Language Keepers: On the Fight to Save the Karuk Language
A New Six-Part Series From the Emergence Magazine Podcast
Adapted from Emergence Magazine’s award-winning multimedia story, “Language Keepers,” this six-part podcast series explores the struggle for Indigenous language survival in California. Two centuries ago, as many as 90 languages and 300 dialects were spoken in California; today, only half of these languages remain. In this series, delve into the current state of four Indigenous languages, which are among the most vulnerable in the world: Tolowa Dee-ni’, Karuk, Wukchumni, and Kawaiisu. Along this journey, we meet and learn from dedicated families and communities across the state who are working to revitalize their Native languages and cultures in order to pass them on to the next generation.
Episode three of our “Language Keepers” podcast series explores efforts to revitalize the Karuk language, which is deeply tied to the Klamath River in Northern California. Just as a river is dependent on an unobstructed flow to remain healthy, a language depends on healthy connections and transmissions between generations of speakers. Karuk language keepers Maymi Preston-Donahue, Phil Albers, and Julian Lang are working to fill generational gaps in the transmission of Karuk.
From the episode:
Originating along the Klamath River in northern California, the Karuk language does not contain the cardinal directions, north, south, east and west. Instead, its directions are entirely related to the river. In Karuk, there are at least 38 different ways to give directions, all oriented around the Klamath River. For example, upriver from this point on the river, or uphill from that point, or across from this point. The river is considered the center of the Karuk world geographically, culturally, and spiritually.
Just as a river is dependent on an unobstructed flow to remain healthy, a language is dependent on the healthy connections and transmissions between generations of speakers. For millennia, this natural inheritance of language was able to flow freely among the Karuk, carrying with it the dimensionality of this rich, place-based Klamath River culture.

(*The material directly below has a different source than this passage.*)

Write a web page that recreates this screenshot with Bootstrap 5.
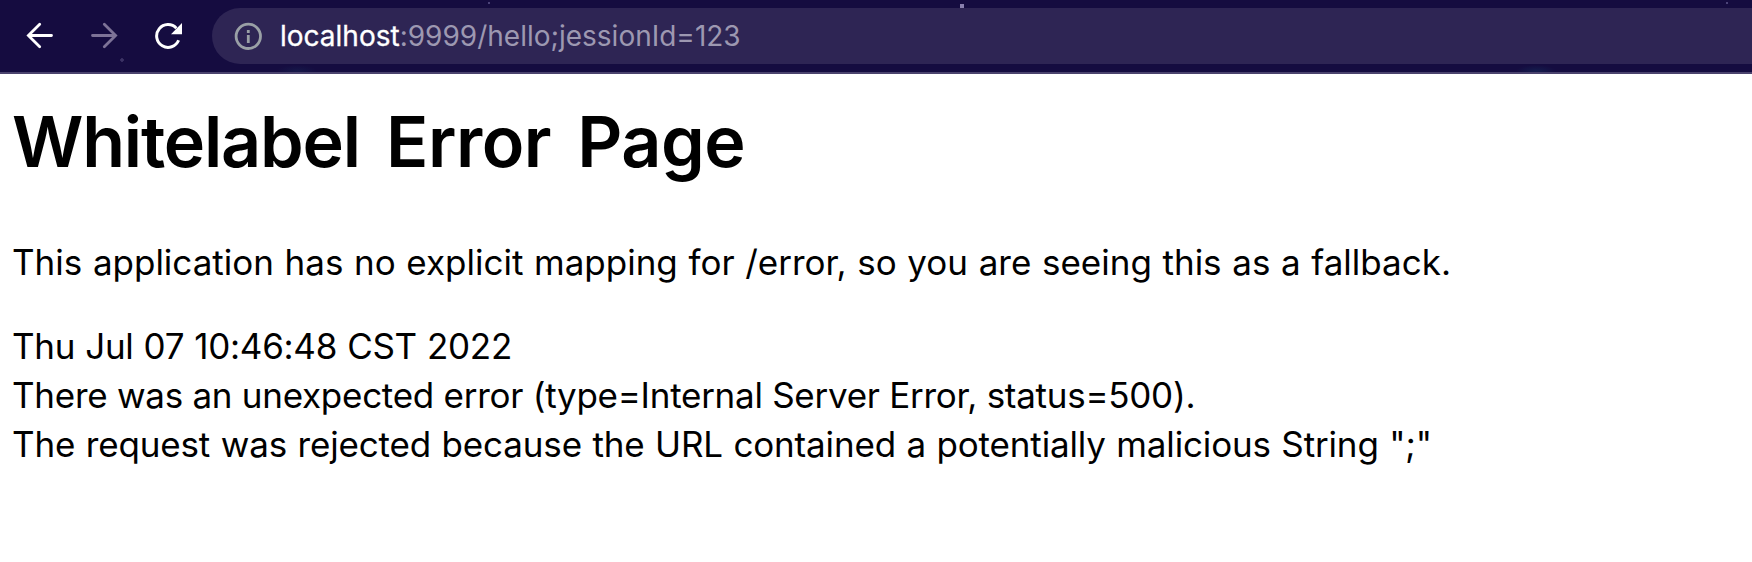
<!DOCTYPE html>
<html lang="en">
<head>
<meta charset="utf-8">
<meta name="viewport" content="width=device-width, initial-scale=1">
<title>Whitelabel Error Page</title>
<link href="https://cdn.jsdelivr.net/npm/bootstrap@5.3.0/dist/css/bootstrap.min.css" rel="stylesheet">
<style>
  body { font-family: Inter, "Liberation Sans", sans-serif; color: #000; }
  .toolbar {
    height: 74px; padding: 8px 0 8px 26px; border-bottom: 2px solid #4b436e;
    background:
      radial-gradient(circle at 122px 60px, #3b3264 0 1.5px, transparent 2px),
      radial-gradient(circle at 489px 3px, #4b4378 0 1px, transparent 1.5px),
      linear-gradient(#8980ae, #8980ae) 960px 4px / 4px 4px no-repeat,
      radial-gradient(circle at 1727px 3px, #4b4378 0 1px, transparent 1.5px),
      radial-gradient(ellipse 20px 6px at 1536px 71px, #151d4d, transparent),
      radial-gradient(ellipse 20px 6px at 297px 71px, #161849, transparent),
      #150c40;
  }
  .tool { width: 28px; height: 28px; flex: none; margin-right: 36px; }
  .address { height: 56px; margin-left: -6px; padding-left: 22px; border-radius: 28px 0 0 28px; background: #2e2554; }
  .info { width: 28px; height: 28px; flex: none; margin-right: 18px; }
  .url { font-size: 28px; line-height: 56px; color: #9d98b1; white-space: nowrap; }
  .host { color: #fff; -webkit-text-stroke: .3px #fff; }
  main { padding: 0 13px; }
  h1.title { font-size: 70px; font-weight: 600; line-height: 84px; letter-spacing: -.5px; word-spacing: 9px; margin: 26px 0 54px -1px; }
  .tight { letter-spacing: -1.2px; }
  .msg { font-size: 35px; line-height: 49px; white-space: nowrap; margin-left: -1px; }
  .msg.first { letter-spacing: 0; word-spacing: .8px; margin-bottom: 35px; }
  .stamp { letter-spacing: -.3px; word-spacing: .6px; }
  .kind { letter-spacing: -.27px; }
  .cause { letter-spacing: -.15px; word-spacing: .8px; }
</style>
<script src="https://cdn.jsdelivr.net/npm/bootstrap@5.3.0/dist/js/bootstrap.bundle.min.js"></script>
</head>
<body class="bg-white overflow-hidden">
<header class="toolbar d-flex align-items-center">
  <svg class="tool" viewBox="0 0 28 28" fill="none" stroke="#fff" stroke-width="2.8" stroke-linecap="round"><path d="M25.5 13.5H2.5M13.7 2.2 2.4 13.5l11.3 11.3"/></svg>
  <svg class="tool" viewBox="0 0 28 28" fill="none" stroke="#7d7397" stroke-width="2.8" stroke-linecap="round"><path d="M2.5 13.5h23M14.3 2.2l11.3 11.3-11.3 11.3"/></svg>
  <svg class="tool" viewBox="0 0 28 28"><path d="M24.6 18.3A11.4 11.4 0 1 1 22.4 6.2" fill="none" stroke="#fff" stroke-width="3"/><path d="M28 1v11.2H17z" fill="#fff"/></svg>
  <div class="address d-flex align-items-center flex-grow-1">
    <svg class="info" viewBox="0 0 28 28"><circle cx="14.3" cy="14.3" r="12.2" fill="none" stroke="#9aa0a6" stroke-width="2.8"/><path d="M12.9 8h2.8v2.9h-2.8zM12.9 13h2.8v8h-2.8z" fill="#9aa0a6"/></svg>
    <div class="url"><span class="host">localhost</span>:9999/hello;jessionId=123</div>
  </div>
</header>
<main>
  <h1 class="title"><span class="tight">Whitelabel</span> Error Page</h1>
  <p class="msg first">This application has no explicit mapping for /error, so you are seeing this as a fallback.</p>
  <div class="msg stamp">Thu Jul 07 10:46:48 CST 2022</div>
  <div class="msg kind">There was an unexpected error (type=Internal Server Error, status=500).</div>
  <div class="msg cause">The request was rejected because the URL contained a potentially malicious String ";"</div>
</main>
</body>
</html>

Julian Lange is a Karuk artist, language teacher, and leader within the Karuk community. He first learned Karuk from his grandmother. But in order to continue learning, he had to seek out other fluent speakers from an older generation. Many of these elders had survived residential boarding schools and other state and federally mandated cultural suppression. The trauma they experienced often left them unwilling to speak their language. In Julian’s pursuit to learn the Karuk language, he spent countless hours convincing these elders to impart their knowledge, language, and stories.